Building or Setting up a Cabin:
My wife and I decided to purchase a 14x 40 Pre-Built cabin to live in. Once it is ordered and delivered it will be set up on concrete blocks or pillars. We want it a little higher off the ground to be able to easily install plumbing and drain lines underneath for easy access. Our ground is suitable for that since we previously had a percolation test to determine the absorption rate of the land. If you have soft and sandy ground I would recommend a foundation support under it. It can be in the form of concrete footings in the ground that go below the freezing level or concrete pillars. You can find the pictures of our future cabin in an earlier blog post.

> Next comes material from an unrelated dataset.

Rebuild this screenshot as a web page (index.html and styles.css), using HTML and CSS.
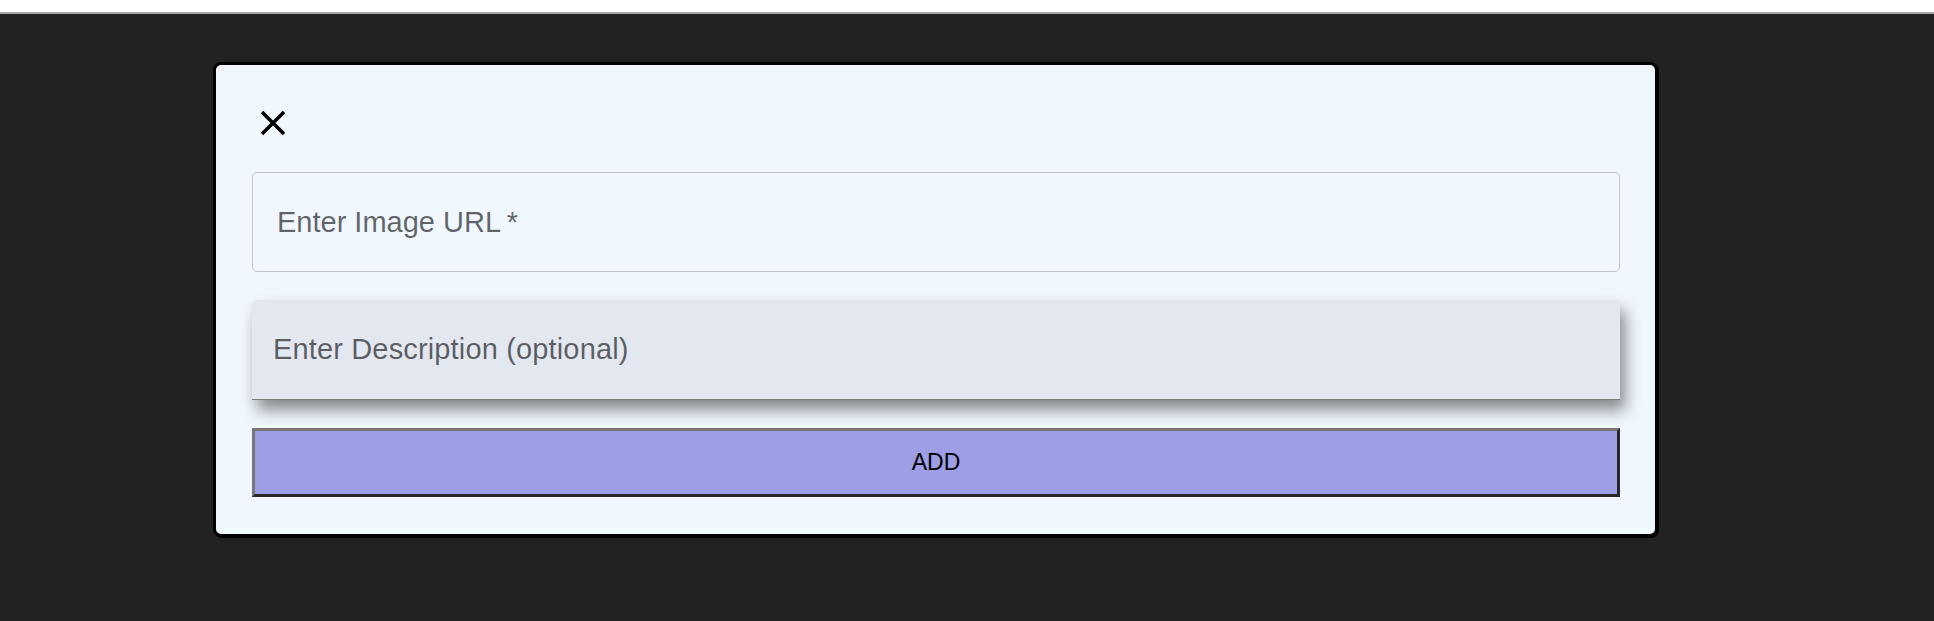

Organic or Non-Organic Garden Preparation:
When we are settled on our Homestead we plan to start an organic garden, meanwhile finding out what we can grow, and cannot, in our new surroundings. The land should be ripe for growing as a result of the mulching that will be done to clear the property. Regardless of where we are, we have found that different areas of the country have different growing seasons for different plants and vegetables. A good resource, if you are just beginning, is to contact your county Agriculture Extension Service. They have a wealth of knowledgeable people who can guide you along the way and they are free. They can also put you in touch with the right people for soil testing. Organic farming can be a little more tricky and time-consuming since you are trying to keep away all the pesticides, herbicides, and fertilizers. There may be farmers in your area you can contact for advice.
We plan to use as many natural protectors as possible in our garden for the food we eat. We also plan to install a small greenhouse to provide us with food during the winter months. Planting cover crops and plants on your property also help with garden growth and pollination and will provide some food for our renewed bee hives! Look for what grows best in your area and start there!